A closer look at one of the Rolling Huts reveals that each consists of a simple, steel-clad box set on a steel-and-wood platform. The minimalist materials used inside include cork for the floors and plywood for the walls and ceiling. Photo by Derek Pirozzi
Kundig clients don’t have to be rich (some of his best projects have been tiny cabins), but they do have to be open to improvisation — as a mountaineer, Kundig learned long ago that the journey is as important as the destination — and even imperfection. If he senses that a potential client wants something with a little more polish than he’s likely to provide, he may send them down the hall to see Jim Olson, his partner in the 125-person Seattle firm Olson Kundig. Olson, who founded the firm in 1967, designs houses of extraordinary elegance, usually for art collectors. The two of them have worked together for nearly 30 years — and although their respective styles are distinctive, each has influenced the other, with Olson’s signature style giving up a bit of luster and Kundig’s taking on a quiet sheen.

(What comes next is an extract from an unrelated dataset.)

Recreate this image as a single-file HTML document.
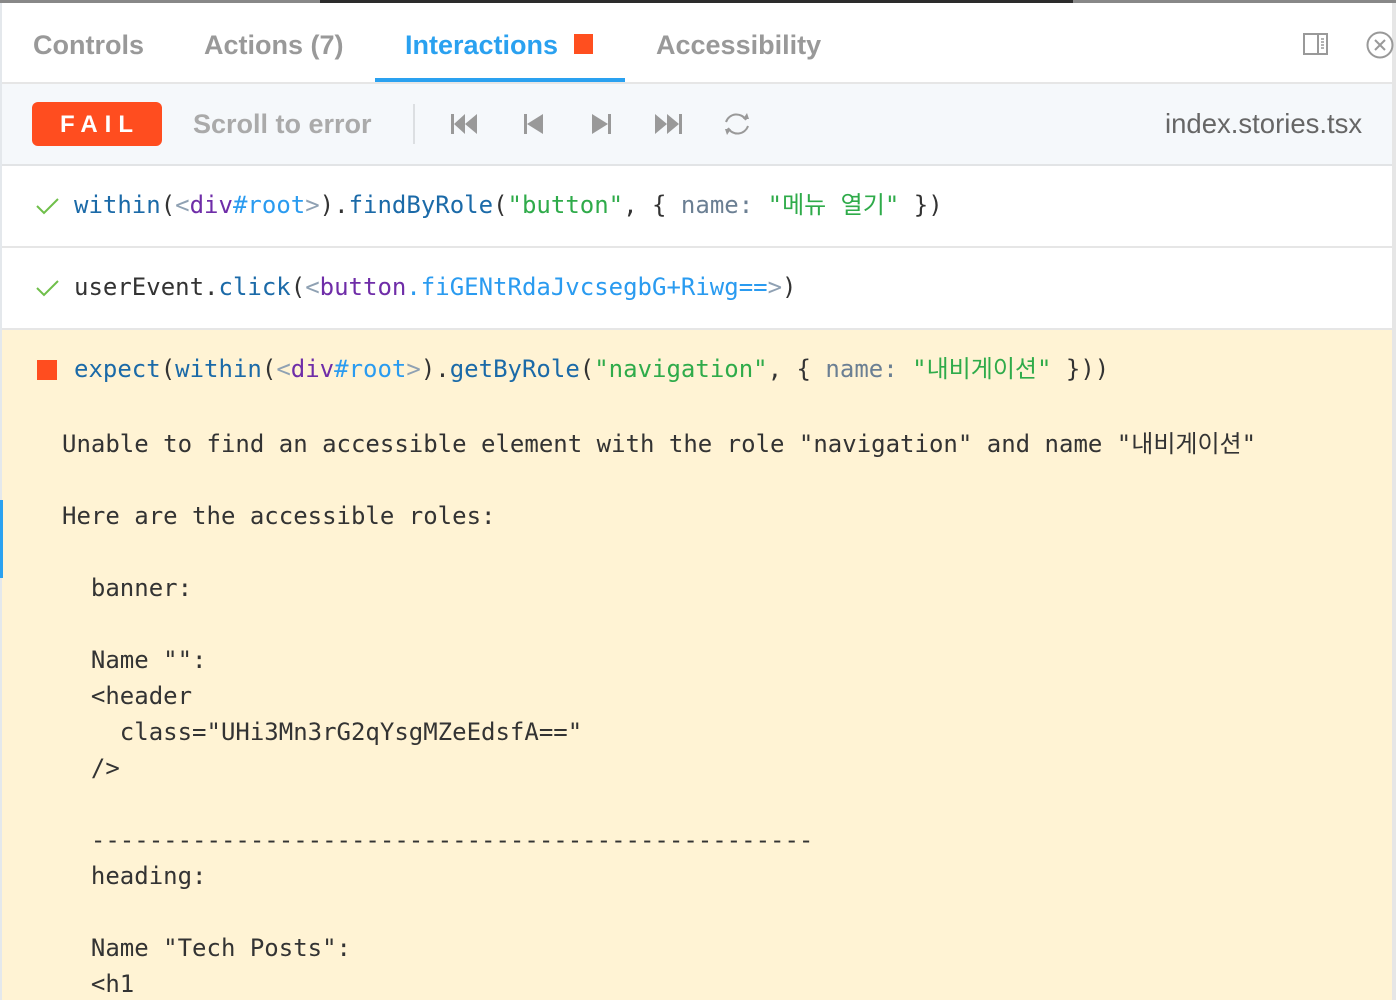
<!DOCTYPE html>
<html><head><meta charset="utf-8"><style>
*{margin:0;padding:0;box-sizing:border-box}
body{width:1396px;height:1000px;overflow:hidden;background:#fff;font-family:"Liberation Sans","Noto Sans CJK KR",sans-serif;position:relative}
.abs{position:absolute}
.mono{font-family:"DejaVu Sans Mono","Liberation Mono","Noto Sans CJK KR",monospace;font-size:24px;white-space:pre;color:#333}
.tab{position:absolute;top:28px;font-size:27px;font-weight:bold;color:#999;line-height:34px}
.b{color:#1b6aa8}.g{color:#8fa1b3}.p{color:#6f2da8}.l{color:#2a9bf0}.s{color:#2fab4a}.k{color:#6b7f93}
</style></head><body>
<div class="abs" style="left:0;top:0;width:320px;height:3px;background:#888"></div>
<div class="abs" style="left:320px;top:0;width:753px;height:3px;background:#2c2c2c"></div>
<div class="abs" style="left:1073px;top:0;width:323px;height:3px;background:#888"></div>
<div class="abs" style="left:0;top:3px;width:2px;height:997px;background:#e4e8ec"></div>
<div class="abs" style="left:1392px;top:3px;width:4px;height:997px;background:#e6e6e6"></div>

<div class="tab" style="left:33px">Controls</div>
<div class="tab" style="left:204px">Actions (7)</div>
<div class="tab" style="left:405px;color:#2aa1f0">Interactions</div>
<div class="abs" style="left:574px;top:34px;width:19px;height:20px;background:#ff4f1f"></div>
<div class="tab" style="left:656px">Accessibility</div>
<div class="abs" style="left:375px;top:78px;width:250px;height:5px;background:#2aa1f0"></div>
<svg class="abs" style="left:1303px;top:33px" width="26" height="22"><rect x="1" y="1" width="23" height="20" fill="none" stroke="#999" stroke-width="2"/><line x1="15" y1="1" x2="15" y2="21" stroke="#999" stroke-width="2"/><path d="M18 6h3M18 9h3M18 12h3M18 15h3" stroke="#999" stroke-width="1.5"/></svg>
<svg class="abs" style="left:1365px;top:30px" width="30" height="30"><circle cx="15" cy="15" r="12.5" fill="none" stroke="#999" stroke-width="2"/><path d="M10 10l10 10M20 10l-10 10" stroke="#999" stroke-width="2"/></svg>
<div class="abs" style="left:2px;top:82px;width:1390px;height:2px;background:#e6e6e6"></div>

<div class="abs" style="left:2px;top:84px;width:1390px;height:80px;background:#f5f8fb"></div>
<div class="abs" style="left:2px;top:164px;width:1390px;height:2px;background:#e2e4e6"></div>
<div class="abs" style="left:32px;top:102px;width:130px;height:44px;background:#ff4d1f;border-radius:6px;color:#fff;font-weight:bold;font-size:24px;letter-spacing:7px;text-align:center;line-height:46px;padding-left:6px">FAIL</div>
<div class="abs" style="left:193px;top:107px;font-size:27px;font-weight:bold;color:#aaa;line-height:34px">Scroll to error</div>
<div class="abs" style="left:413px;top:104px;width:2px;height:40px;background:#dcdfe2"></div>
<svg class="abs" style="left:450px;top:112px" width="320" height="26" fill="#999">
<rect x="1" y="2" width="3" height="20"/><path d="M4 12l11-10v20zM15 12l12-10v20z"/>
<rect x="74" y="2" width="3" height="20"/><path d="M77 12l16-10v20z"/>
<path d="M142 2l16 10-16 10z"/><rect x="158" y="2" width="3" height="20"/>
<path d="M205 2l12 10-12 10zM217 2l12 10-12 10z"/><rect x="229" y="2" width="3" height="20"/>
<g fill="none" stroke="#999" stroke-width="2"><path d="M276 10a11 11 0 0 1 20-2M298 14a11 11 0 0 1-20 2"/></g>
<path d="M293 7l6 0-2 -6zM281 17l-6 0 2 6z"/>
</svg>
<div class="abs" style="left:1165px;top:107px;font-size:27.5px;color:#666;line-height:34px">index.stories.tsx</div>

<svg class="abs" style="left:36px;top:197px" width="24" height="18"><path d="M1 9l7 7L22 2" fill="none" stroke="#6fbf4a" stroke-width="2"/></svg>
<div class="abs mono" style="left:74px;top:188px;line-height:34px"><span class="b">within</span>(<span class="g">&lt;</span><span class="p">div</span><span class="l">#root</span><span class="g">&gt;</span>).<span class="b">findByRole</span>(<span class="s">"button"</span>, { <span class="k">name:</span> <span class="s">"메뉴 열기"</span> })</div>
<div class="abs" style="left:2px;top:246px;width:1390px;height:2px;background:#e6e6e6"></div>
<svg class="abs" style="left:36px;top:279px" width="24" height="18"><path d="M1 9l7 7L22 2" fill="none" stroke="#6fbf4a" stroke-width="2"/></svg>
<div class="abs mono" style="left:74px;top:270px;line-height:34px">userEvent.<span class="b">click</span>(<span class="g">&lt;</span><span class="p">button</span><span class="l">.fiGENtRdaJvcsegbG+Riwg==</span><span class="g">&gt;</span>)</div>
<div class="abs" style="left:2px;top:328px;width:1390px;height:2px;background:#e6e6e6"></div>

<div class="abs" style="left:2px;top:330px;width:1390px;height:670px;background:#fff3d4"></div>
<div class="abs" style="left:0;top:500px;width:3px;height:78px;background:#2aa1f0"></div>
<div class="abs" style="left:37px;top:360px;width:20px;height:20px;background:#ff4d1f"></div>
<div class="abs mono" style="left:74px;top:352px;line-height:34px"><span class="b">expect</span>(<span class="b">within</span>(<span class="g">&lt;</span><span class="p">div</span><span class="l">#root</span><span class="g">&gt;</span>).<span class="b">getByRole</span>(<span class="s">"navigation"</span>, { <span class="k">name:</span> <span class="s">"내비게이션"</span> }))</div>
<div class="abs mono" style="left:62px;top:426px;line-height:36px">Unable to find an accessible element with the role "navigation" and name "내비게이션"

Here are the accessible roles:

  banner:

  Name "":
  &lt;header
    class="UHi3Mn3rG2qYsgMZeEdsfA=="
  /&gt;

  --------------------------------------------------
  heading:

  Name "Tech Posts":
  &lt;h1</div>
</body></html>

It might not be too much of a stretch to say that, while Olson’s houses are designed around art (even those in spectacular settings), Kundig’s abodes are designed around nature, embracing both its opportunities and its challenges. His Chicken Point Cabin, built in northern Idaho in 2002, features a 20-by-30-foot window wall that opens with a hand-crank that seems to ratchet the house closer to the nearby lake with every turn. Another residence, on one of Washington State’s San Juan Islands, was built directly into a rock outcropping that comprises many of its walls. With its grass-covered roof, it sits — quite literally — between a rock and a soft place.
Like a jazz musician riffing in steel and cement, Kundig sometimes doesn’t know until a house is being built what problems will arise, much less how he’ll solve them.
Built into an outcropping on one of Washington’s San Juan Islands in 2010, a house known as the Pierre — French for “stone” — incorporates rock from the site in a variety of ways, not least of all as an element of the concrete flooring. The dining room console seen here is by Paul Evans. Photo by Benjamin Benschneider
One of Kundig’s most simpatico clients was Jan McFarland Cox, an artist and designer who came to him more than a decade ago with the idea of building a retreat in Idaho’s rugged high desert. To Kundig, the landscape wasn’t just familiar — it was, he says, “in my soul.” He began sketching a simple box, with a living-dining room on one level and a loft bedroom above. But Cox had trouble selling her old house, which caused delays. Those delays, at a time of rising construction costs, meant Kundig had to simplify the design, and simplify it again, until the house was reduced to elemental forms. Not surprisingly, the resulting gray cinder-block box, with its extraordinary clarity and compelling smooth-rough mix, became one of his best-known (and most photographed) houses.
The Cox saga reminded Kundig that “one of the most important skills for an architect — and perhaps the least-appreciated — is knowing what to eliminate.” If you have too many ideas, Kundig says, “you might want to focus on one of them, and store the others away in a memory bank, hoping they return to you” when the right project comes along.
These days, Kundig has plenty of chances to use his stored-away ideas. He is busy with houses in Los Angeles, New York, Kauai, Jackson Hole, Geneva, Sydney and Salt Lake City, a “teeny hut” on the side of a mountain in Rio de Janeiro and a “little teak house” on Costa Rica’s Nicoya Peninsula. Most of the projects tend to be between 2,500 and 4,500 square feet — placing them near the average size for new homes in the U.S. — but a few are considerably larger. The sprawling ones, he says, are often for extended families, and are built to house several generations that will live together under one roof: “a trend of the future that actually looks to the past.”
At Mission Hill, Kundig used board-formed concrete for below-grade elements — like this staircase leading from the winery’s central plaza to its barrel-aging cellars — and precast concrete for above-ground structures, including the 85-foot bell tower. Photo by Paul Warchol
While Kundig is best known for designing houses, he is also finding that his aesthetic, drawn in part from industrial buildings, can work on a larger scale. On a hilltop overlooking British Columbia’s Okanagan Valley, he created a small cluster of buildings for the Mission Hills Winery that includes tasting rooms, restaurants and a theater. But the architect’s favorite part of the project may be the cellars, where he got to shape vaulted spaces (suggesting wine barrels writ large) of poured concrete. Since then, he has designed an addition to the Tacoma Art Museum, southwest of Seattle, where sunscreens move on metal tracks that recall the railroads that put the town on the map, and he is currently working on a natural history and culture museum for the University of Washington (where he received his undergraduate and graduate degrees), which will be as formally simple as a one-story factory building. He is also renovating a warehouse in Seattle for the vintner Charles Smith — a high-end winery right in the city center — and designing a 50-room “spa hotel” in the Austrian alps that can only be reached by gondola. (Now that’s a gizmo.) As for smaller-scale projects, he has created a line of hardware, the Tom Kundig Collection, which includes pulls, rollers, door knockers and knobs.
“So much architecture these days is overdone and overworked,” says Kundig, adding that he isn’t immune to the temptation to take things too far. But when he can, he edits out indulgences. “The closer a buildings sticks to its baseline idea,” he says, “the better it will be.”